Similarly, the Google adtech ecosystem should be much better than it is. It really doesn’t make sense to have all advertising channeled through one entity. Proctor and Gamble has very different needs than some guy selling weird t-shirts, network TV shows have very different ad inventory than random guys online talking sports and fart jokes or highly contested partisan message boards.
We hear advertisers talking about “brand safety” and using terms about the need for content moderation, but that’s just another way of saying that there is a lack of options in the advertising market. This dynamic didn’t use to be a problem prior to Google’s monopolization, you didn’t advertise toys in Playboy and you didn’t market a magazine about cooking to advertisers looking to sell industrial machinery. But today we effectively have every advertiser and publisher swimming in one giant worldwide pool, and Google says “micro-targeting” in an attempt to make us think that the advertising and media world makes sense when it clearly doesn’t.

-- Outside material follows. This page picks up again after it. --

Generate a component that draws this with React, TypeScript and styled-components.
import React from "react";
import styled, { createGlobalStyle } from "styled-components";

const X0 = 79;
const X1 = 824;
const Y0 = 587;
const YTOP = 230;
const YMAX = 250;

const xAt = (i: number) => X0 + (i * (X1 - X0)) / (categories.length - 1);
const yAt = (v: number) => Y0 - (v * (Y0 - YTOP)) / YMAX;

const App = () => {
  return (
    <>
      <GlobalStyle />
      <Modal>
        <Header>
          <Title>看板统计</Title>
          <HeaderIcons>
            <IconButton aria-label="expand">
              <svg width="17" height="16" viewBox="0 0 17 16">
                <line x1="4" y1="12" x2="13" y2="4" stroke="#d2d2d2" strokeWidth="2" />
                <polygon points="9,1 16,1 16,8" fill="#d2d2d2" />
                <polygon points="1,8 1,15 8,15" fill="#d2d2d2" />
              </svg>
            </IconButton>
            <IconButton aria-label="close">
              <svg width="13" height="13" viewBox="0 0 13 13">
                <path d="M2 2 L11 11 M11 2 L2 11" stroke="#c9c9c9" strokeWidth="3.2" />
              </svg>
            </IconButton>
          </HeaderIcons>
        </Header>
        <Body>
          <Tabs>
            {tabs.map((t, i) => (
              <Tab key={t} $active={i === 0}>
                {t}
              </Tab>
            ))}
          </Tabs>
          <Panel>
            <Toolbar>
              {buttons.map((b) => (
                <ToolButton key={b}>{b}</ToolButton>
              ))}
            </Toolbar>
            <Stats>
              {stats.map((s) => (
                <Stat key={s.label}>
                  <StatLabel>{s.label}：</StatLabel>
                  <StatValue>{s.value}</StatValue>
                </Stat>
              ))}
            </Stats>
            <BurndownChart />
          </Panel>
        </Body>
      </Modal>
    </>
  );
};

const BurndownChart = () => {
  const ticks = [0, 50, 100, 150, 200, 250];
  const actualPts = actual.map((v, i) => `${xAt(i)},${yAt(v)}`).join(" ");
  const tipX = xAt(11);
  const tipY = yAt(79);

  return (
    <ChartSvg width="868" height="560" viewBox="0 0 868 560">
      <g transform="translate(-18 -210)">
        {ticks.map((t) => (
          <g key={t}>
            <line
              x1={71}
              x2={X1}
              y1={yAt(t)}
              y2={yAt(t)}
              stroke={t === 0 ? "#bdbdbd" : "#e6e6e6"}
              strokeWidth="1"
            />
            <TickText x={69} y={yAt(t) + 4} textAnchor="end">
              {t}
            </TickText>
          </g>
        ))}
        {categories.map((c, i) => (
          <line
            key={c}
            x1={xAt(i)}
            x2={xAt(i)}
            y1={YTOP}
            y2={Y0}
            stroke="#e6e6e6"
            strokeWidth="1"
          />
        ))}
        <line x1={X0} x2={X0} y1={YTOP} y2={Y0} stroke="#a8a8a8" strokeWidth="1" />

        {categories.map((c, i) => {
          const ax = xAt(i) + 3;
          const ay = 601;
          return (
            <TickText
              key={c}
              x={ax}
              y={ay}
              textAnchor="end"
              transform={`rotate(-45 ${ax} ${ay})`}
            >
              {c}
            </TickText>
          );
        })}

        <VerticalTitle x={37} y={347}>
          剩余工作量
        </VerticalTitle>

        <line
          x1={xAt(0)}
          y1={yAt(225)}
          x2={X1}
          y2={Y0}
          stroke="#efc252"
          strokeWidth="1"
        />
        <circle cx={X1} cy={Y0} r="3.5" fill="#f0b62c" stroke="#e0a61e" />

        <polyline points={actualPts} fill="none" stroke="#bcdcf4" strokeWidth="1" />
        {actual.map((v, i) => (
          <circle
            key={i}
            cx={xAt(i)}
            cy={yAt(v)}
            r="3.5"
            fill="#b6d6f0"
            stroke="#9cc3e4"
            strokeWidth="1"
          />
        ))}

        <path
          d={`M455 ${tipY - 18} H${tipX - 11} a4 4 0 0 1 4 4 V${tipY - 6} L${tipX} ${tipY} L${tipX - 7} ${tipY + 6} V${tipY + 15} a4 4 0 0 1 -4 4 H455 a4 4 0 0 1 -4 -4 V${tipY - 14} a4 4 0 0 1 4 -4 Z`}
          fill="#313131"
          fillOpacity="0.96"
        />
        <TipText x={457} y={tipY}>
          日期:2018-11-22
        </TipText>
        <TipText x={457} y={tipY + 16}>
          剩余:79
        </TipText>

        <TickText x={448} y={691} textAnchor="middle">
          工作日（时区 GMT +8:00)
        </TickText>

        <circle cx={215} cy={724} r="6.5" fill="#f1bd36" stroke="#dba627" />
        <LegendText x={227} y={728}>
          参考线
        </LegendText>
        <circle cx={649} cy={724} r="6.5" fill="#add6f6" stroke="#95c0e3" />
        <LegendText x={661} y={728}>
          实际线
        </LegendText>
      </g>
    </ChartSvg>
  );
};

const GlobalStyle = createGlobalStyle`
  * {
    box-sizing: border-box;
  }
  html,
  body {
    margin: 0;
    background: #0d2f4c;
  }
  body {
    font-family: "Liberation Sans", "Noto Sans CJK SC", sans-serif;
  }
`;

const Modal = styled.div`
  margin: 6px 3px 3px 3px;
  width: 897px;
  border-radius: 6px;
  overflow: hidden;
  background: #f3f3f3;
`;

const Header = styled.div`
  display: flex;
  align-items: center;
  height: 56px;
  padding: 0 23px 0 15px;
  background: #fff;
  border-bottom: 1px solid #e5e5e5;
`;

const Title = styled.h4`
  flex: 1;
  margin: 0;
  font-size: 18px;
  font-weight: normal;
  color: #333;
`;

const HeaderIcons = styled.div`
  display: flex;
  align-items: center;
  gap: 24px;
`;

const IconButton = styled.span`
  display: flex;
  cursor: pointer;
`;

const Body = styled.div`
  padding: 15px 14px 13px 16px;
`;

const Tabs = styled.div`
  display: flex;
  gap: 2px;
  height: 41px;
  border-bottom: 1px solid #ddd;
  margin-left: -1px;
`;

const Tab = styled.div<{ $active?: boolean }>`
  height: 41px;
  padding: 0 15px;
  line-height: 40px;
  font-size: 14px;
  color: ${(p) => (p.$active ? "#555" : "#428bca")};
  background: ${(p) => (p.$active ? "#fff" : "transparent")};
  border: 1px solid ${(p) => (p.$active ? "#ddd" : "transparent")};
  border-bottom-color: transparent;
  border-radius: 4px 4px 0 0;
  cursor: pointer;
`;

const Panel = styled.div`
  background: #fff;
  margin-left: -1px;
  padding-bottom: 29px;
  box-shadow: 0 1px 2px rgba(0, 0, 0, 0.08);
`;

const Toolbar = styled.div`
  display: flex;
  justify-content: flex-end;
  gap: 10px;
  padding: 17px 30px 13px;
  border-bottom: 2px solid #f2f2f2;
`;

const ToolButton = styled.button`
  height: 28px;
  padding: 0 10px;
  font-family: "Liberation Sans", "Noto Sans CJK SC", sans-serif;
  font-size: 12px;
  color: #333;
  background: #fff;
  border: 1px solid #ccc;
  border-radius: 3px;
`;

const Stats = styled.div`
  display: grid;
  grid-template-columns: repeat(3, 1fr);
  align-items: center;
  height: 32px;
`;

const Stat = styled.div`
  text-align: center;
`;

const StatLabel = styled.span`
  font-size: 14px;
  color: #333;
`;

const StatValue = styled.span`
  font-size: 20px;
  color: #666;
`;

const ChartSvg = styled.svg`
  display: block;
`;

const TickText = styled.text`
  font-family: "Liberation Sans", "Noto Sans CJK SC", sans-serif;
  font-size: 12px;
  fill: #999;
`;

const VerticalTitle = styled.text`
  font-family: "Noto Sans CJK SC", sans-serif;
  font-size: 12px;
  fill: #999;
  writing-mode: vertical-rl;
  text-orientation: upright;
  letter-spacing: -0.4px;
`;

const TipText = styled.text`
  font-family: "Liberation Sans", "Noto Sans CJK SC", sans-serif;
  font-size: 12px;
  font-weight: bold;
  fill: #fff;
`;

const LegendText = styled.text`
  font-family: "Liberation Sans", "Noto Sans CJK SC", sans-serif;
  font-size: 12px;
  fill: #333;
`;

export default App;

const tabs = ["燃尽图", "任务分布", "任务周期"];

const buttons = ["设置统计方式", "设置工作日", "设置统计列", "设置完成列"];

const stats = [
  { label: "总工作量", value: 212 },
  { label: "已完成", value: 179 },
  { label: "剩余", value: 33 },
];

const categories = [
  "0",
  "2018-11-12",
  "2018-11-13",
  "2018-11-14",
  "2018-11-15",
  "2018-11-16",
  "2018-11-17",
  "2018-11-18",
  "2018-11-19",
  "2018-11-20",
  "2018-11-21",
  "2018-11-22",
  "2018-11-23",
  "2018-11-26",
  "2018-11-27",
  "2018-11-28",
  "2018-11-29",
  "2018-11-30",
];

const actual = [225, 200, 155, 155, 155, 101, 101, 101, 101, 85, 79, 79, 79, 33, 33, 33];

You could say something similar for email, video sharing, mapping, mobile phones, and the other Google infrastructure. These are all areas ripe for innovation and disruption, and we’ll know we’re in a post-Google world when we see venture capitalists financing businesses trying to do just that. The rule of law, it turns out, is not only a way to structure political equality, it’s good for business.
And frankly, most people are going to make a lot more money in that world, even if Google’s executives aren’t the empire builders they once imagined themselves to be.